**Task details:** Search the data for the string "React" and extract every line where it appears.

◇ ◇ ◇ ◇

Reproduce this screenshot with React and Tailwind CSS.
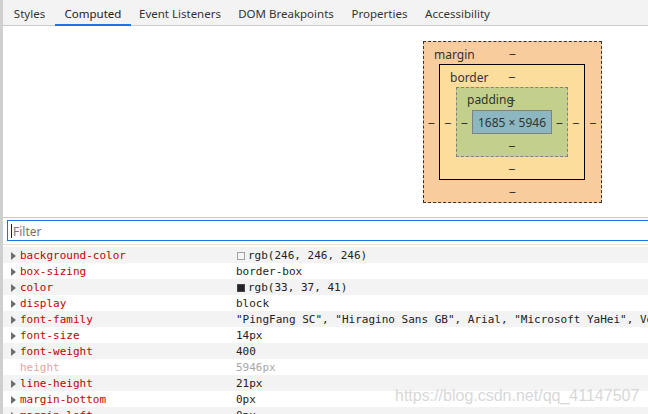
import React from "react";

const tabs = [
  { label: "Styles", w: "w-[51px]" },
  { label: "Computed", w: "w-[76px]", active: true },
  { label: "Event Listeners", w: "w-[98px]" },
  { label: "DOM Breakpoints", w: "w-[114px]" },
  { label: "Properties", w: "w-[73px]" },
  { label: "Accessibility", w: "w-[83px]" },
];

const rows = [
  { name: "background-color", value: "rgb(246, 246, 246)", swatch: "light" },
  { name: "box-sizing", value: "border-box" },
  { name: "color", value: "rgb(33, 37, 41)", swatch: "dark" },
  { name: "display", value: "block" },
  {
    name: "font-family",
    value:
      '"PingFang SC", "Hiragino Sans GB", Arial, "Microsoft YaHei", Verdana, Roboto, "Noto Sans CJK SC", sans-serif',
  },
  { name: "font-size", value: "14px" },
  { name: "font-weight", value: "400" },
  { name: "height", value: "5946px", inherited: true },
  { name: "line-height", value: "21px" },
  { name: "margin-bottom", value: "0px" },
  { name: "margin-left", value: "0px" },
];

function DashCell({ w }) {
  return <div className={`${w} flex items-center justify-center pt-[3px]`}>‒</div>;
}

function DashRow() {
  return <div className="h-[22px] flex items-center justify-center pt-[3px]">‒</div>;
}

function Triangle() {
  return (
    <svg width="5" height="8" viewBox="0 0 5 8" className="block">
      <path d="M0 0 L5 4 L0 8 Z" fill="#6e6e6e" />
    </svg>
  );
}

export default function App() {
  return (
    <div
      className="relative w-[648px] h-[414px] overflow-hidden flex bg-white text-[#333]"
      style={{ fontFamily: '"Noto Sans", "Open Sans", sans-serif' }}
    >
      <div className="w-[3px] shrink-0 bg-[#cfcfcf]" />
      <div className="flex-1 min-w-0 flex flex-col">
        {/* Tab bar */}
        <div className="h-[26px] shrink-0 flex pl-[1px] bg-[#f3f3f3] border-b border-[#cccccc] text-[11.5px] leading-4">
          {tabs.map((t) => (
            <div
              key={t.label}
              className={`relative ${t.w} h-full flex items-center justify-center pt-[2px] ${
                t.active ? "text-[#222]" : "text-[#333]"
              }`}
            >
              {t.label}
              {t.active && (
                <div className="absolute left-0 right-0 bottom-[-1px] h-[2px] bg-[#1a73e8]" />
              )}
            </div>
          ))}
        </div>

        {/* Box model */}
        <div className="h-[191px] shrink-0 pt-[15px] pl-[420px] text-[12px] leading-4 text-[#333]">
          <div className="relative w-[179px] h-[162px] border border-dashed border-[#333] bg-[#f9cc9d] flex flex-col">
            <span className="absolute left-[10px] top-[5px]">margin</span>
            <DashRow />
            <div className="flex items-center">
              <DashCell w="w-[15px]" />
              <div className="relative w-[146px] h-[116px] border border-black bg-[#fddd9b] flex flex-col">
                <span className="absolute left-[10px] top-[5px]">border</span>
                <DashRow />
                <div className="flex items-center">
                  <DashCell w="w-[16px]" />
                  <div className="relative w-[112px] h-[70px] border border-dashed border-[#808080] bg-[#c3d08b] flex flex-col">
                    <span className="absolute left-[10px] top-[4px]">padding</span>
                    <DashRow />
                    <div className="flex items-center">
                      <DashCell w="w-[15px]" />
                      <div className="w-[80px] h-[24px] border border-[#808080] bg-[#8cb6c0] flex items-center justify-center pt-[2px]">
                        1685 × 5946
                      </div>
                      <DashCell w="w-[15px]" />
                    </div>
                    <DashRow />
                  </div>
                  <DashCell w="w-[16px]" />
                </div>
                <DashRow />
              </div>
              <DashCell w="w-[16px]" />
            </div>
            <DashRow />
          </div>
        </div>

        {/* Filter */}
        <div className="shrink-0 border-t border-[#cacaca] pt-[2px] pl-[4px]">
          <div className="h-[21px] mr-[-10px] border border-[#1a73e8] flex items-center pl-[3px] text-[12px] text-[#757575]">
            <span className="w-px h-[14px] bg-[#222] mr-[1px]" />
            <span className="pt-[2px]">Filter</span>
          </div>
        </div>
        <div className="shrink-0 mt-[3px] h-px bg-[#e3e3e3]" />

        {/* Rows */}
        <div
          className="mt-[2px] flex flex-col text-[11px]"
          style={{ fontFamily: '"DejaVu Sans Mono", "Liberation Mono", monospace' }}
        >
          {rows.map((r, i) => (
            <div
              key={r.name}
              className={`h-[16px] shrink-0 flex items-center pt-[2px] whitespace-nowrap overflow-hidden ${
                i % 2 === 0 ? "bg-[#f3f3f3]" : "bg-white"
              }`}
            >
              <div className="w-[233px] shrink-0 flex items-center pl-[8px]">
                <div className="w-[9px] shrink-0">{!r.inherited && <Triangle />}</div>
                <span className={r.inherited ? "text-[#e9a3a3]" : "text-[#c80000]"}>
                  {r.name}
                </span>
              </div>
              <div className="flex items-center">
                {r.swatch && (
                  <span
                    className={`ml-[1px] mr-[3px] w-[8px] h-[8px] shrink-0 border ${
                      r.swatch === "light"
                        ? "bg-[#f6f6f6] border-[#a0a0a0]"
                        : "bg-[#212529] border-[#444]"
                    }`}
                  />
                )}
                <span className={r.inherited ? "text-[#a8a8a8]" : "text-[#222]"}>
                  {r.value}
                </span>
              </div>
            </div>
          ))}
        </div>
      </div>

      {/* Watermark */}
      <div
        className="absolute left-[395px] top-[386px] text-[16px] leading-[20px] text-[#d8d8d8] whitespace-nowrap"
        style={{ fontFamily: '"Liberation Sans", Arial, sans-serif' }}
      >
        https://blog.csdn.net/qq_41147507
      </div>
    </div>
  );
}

◇ ◇ ◇ ◇

**Solution:**
Reproduce this screenshot with React and Tailwind CSS.
import React from "react";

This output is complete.